Thanks Ben! Unfortunately this will only tell you if the OS is sending the TRIM command on to the drive. It doesn't tell you if the command is being ignored.

Cerb said:
Ultimately, the best thing to do is to get SSDs that don't rely on TRIM for acceptable steady state performance. Most Marvell-based drives, Samsungs, and Intel-controller-based Intel drives, would fit the bill (Phison and LAM, we'll just have to wait and see about).

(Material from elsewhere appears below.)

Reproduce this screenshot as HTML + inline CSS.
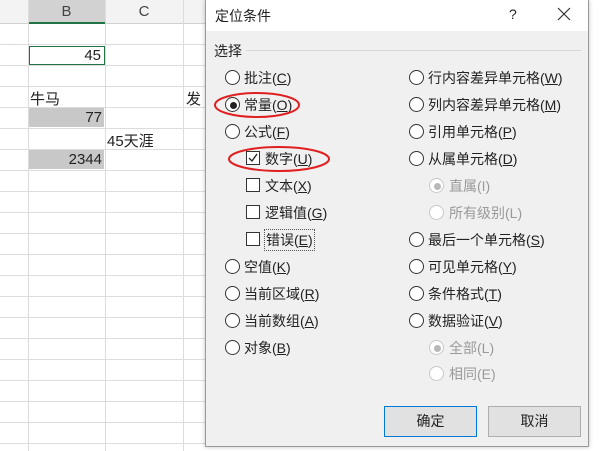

Thanks Cerb! I thought about adding this question to my list (does trim really matter for some drives?) but I already knew the answer I was going to get. Everyone says the same thing, GC is "good enough". I've seen a couple of scenarios though where the array's performance was degraded over time and could only be returned by doing a wipe of the drives and starting over. Granted, it could be a number of causes, like not allowing GC to work it's magic, but I'm trying to see if where TRIM can and can't be used.

Coup27 said:
A more technical way is to use a hex editor. Download a hex editor (I think I used winhex) and open a hex view of your disk. Then find a file and write down its location on the disk (offset). Next to the offset will be a set of hexadecimal values which make up the file stored at that location.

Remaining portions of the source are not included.